The Navigators have resumed work in Taiwan after an absence of more than a decade. Two staffers have moved to Taichung, and nationals from Japan, the Philippines, Singapore, and Australia are expected to join them shortly.

A small band of militant Jewish youths released frogs and mice in the offices of two New York Soviet agencies to harass Russians with ten symbolic plagues during Passover week.

Papers read at the Jerusalem Conference on Biblical Prophecy, to be held in Israel June 15–18, will be published in book form, according to conference coordinator Gaylord Briley. He said that some 3,000 participants are being asked to the parley and that attendance is by invitation only.

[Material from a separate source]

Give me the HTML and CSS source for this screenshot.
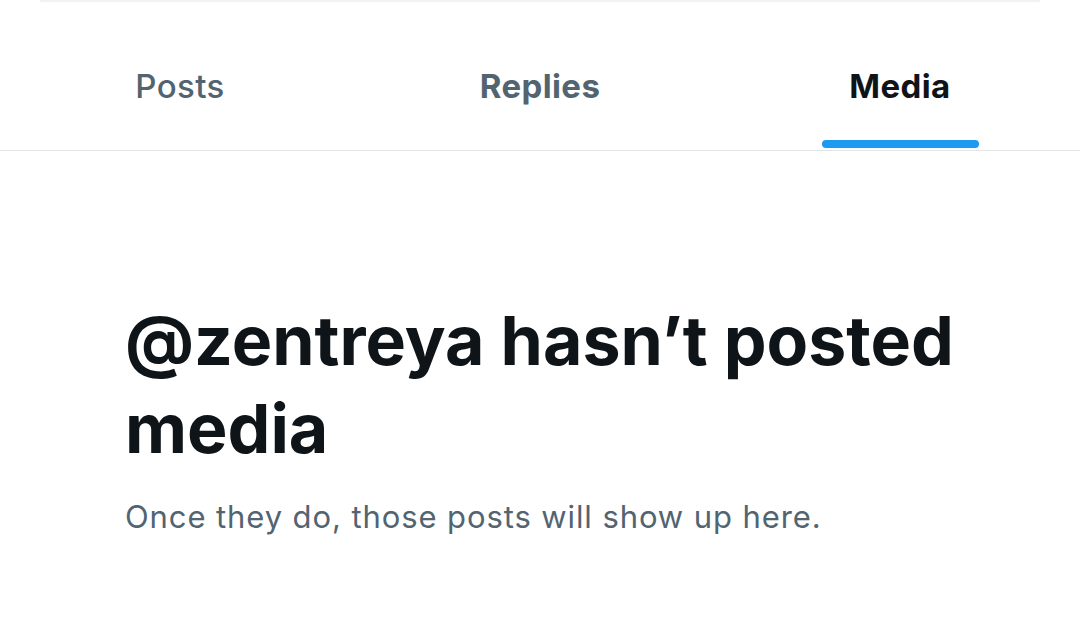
FILE: index.html
```html
<!DOCTYPE html>
<html lang="en">
<head>
<meta charset="utf-8">
<link rel="stylesheet" href="styles.css">
</head>
<body>
<div class="topline"></div>
<nav class="tabs">
  <div class="tab"><span class="label posts">Posts</span><span class="indicator"></span></div>
  <div class="tab"><span class="label replies">Replies</span><span class="indicator"></span></div>
  <div class="tab active"><span class="label">Media</span><span class="indicator"></span></div>
</nav>
<main class="empty">
  <h1 class="empty-title">@zentreya hasn’t posted media</h1>
  <p class="empty-sub">Once they do, those posts will show up here.</p>
</main>
</body>
</html>
```
FILE: styles.css
```css
html, body {
  margin: 0;
  padding: 0;
  background: #ffffff;
}
body {
  font-family: Inter, "Noto Sans", Roboto, sans-serif;
  color: #0f1419;
  width: 1080px;
  height: 617px;
  overflow: hidden;
}
.topline {
  height: 2px;
  margin: 0 40px;
  background: #f1f2f2;
  box-shadow: 0 0 2px rgba(0,0,0,0.05);
}
.tabs {
  display: grid;
  grid-template-columns: repeat(3, 1fr);
  height: 148px;
  border-bottom: 1px solid #e3e6e8;
}
.tab {
  display: flex;
  flex-direction: column;
  align-items: center;
}
.label {
  margin-top: 64px;
  font-size: 33px;
  line-height: 40px;
  letter-spacing: 0.4px;
  font-weight: 700;
  color: #536471;
}
.label.posts {
  font-weight: 500;
}
.indicator {
  margin-top: auto;
  margin-bottom: 2px;
  height: 8px;
  width: 157px;
  border-radius: 4px;
  background: transparent;
}
.tab.active .label {
  color: #0f1419;
}
.tab.active .indicator {
  background: #1d9bf0;
}
.empty {
  padding: 0 100px 0 125px;
}
.empty-title {
  margin: 145px 0 0 0;
  font-size: 68px;
  line-height: 88px;
  font-weight: 700;
  color: #0f1419;
}
.empty-sub {
  margin: 25px 0 0 0;
  font-size: 31px;
  line-height: 40px;
  letter-spacing: 0.9px;
  font-weight: 400;
  color: #536471;
}
```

American archaeologists are expected to begin excavations this July in Hesban, presumed site of the remains of the biblical city of Heshbon, the Israelites’ first great military conquest on their way from Sinai to the Promised Land, The effort is sponsored by Andrews University (Seventh-day Adventist) in Berrien Springs, Michigan.

Roman Catholics in the city of Worms have appealed to Pope Paul VI to reconsider the papal order condemning and excommunicating Martin Luther as a heretic 450 years ago.

The Vatican’s Liturgy Congregation has renewed an old campaign to get rid of such old favorite wedding marches as “Here Comes the Bride” in church weddings. More “sacred” music should replace the offending selections, the commission said.

While the priest’s away, the laymen will pray—in Church of Our Lady (Catholic) at Fort Qu’appelle, Saskatchewan. The laity, with official consent, prayed the rosary, read Scripture, and distributed Communion while their priest attended a priests’ conference at Regina.

The International Christian Broadcasters have set June 13 as the annual day of prayer for gospel broadcasting around the world. The ICB has more than fifty missionary radio and TV stations.